-------- Dataset excerpt

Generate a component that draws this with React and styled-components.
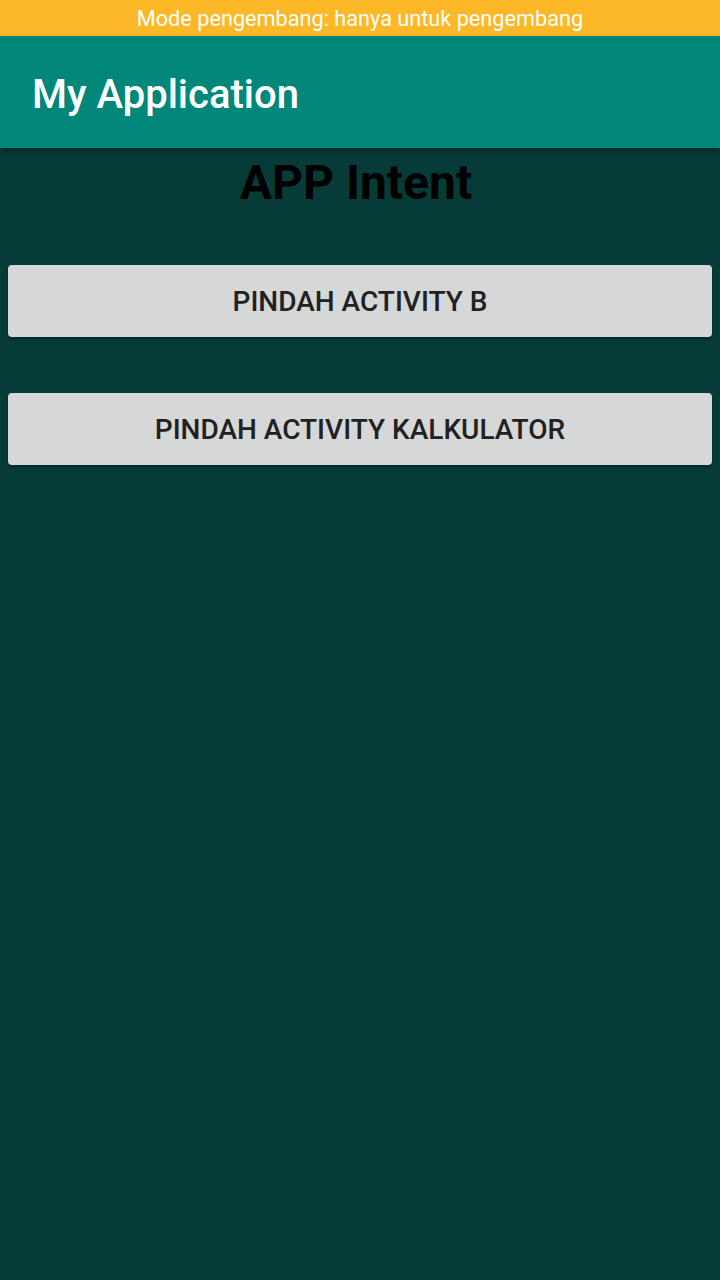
import React from 'react';
import styled, { createGlobalStyle } from 'styled-components';

const GlobalStyle = createGlobalStyle`
  html, body {
    margin: 0;
    padding: 0;
    background-color: #073b37;
    font-family: Roboto, 'Noto Sans', sans-serif;
  }
`;

const Screen = styled.div`
  width: 720px;
  height: 1280px;
  display: flex;
  flex-direction: column;
  background-color: #073b37;
  overflow: hidden;
`;

const StatusBar = styled.div`
  height: 36px;
  background-color: #fdb827;
  color: #ffffff;
  font-size: 21.7px;
  display: flex;
  align-items: center;
  justify-content: center;
`;

const Toolbar = styled.header`
  height: 112px;
  box-sizing: border-box;
  background-color: #00877a;
  display: flex;
  align-items: center;
  padding: 4px 0 0 32px;
  box-shadow: 0 3px 6px rgba(0, 0, 0, 0.35);
  position: relative;
  z-index: 1;
`;

const ToolbarTitle = styled.h1`
  margin: 0;
  color: #ffffff;
  font-size: 40px;
  font-weight: 500;
`;

const Content = styled.main`
  display: flex;
  flex-direction: column;
  padding: 0 8px;
`;

const Heading = styled.h2`
  margin: 5px 8px 0 0;
  text-align: center;
  font-size: 48px;
  font-weight: 700;
  color: #000000;
  line-height: 60px;
`;

const ButtonList = styled.div`
  display: flex;
  flex-direction: column;
  gap: 56px;
  margin-top: 52px;
`;

const ActionButton = styled.button`
  height: 72px;
  border: none;
  border-radius: 4px;
  background-color: #d6d7d7;
  color: #212121;
  font-family: Roboto, 'Noto Sans', sans-serif;
  font-size: 28px;
  font-weight: 500;
  text-transform: uppercase;
  cursor: pointer;
  box-shadow: 0 2px 3px rgba(0, 0, 0, 0.3);
`;

export default function App() {
  return (
    <>
      <GlobalStyle />
      <Screen>
        <StatusBar>Mode pengembang: hanya untuk pengembang</StatusBar>
        <Toolbar>
          <ToolbarTitle>My Application</ToolbarTitle>
        </Toolbar>
        <Content>
          <Heading>APP Intent</Heading>
          <ButtonList>
            <ActionButton>Pindah Activity B</ActionButton>
            <ActionButton>Pindah Activity Kalkulator</ActionButton>
          </ButtonList>
        </Content>
      </Screen>
    </>
  );
}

----------------

◆ Exercise brief
Only lines with the string "React" belong in your answer; copy each one.

◆ Exercise result
Generate a component that draws this with React and styled-components.
import React from 'react';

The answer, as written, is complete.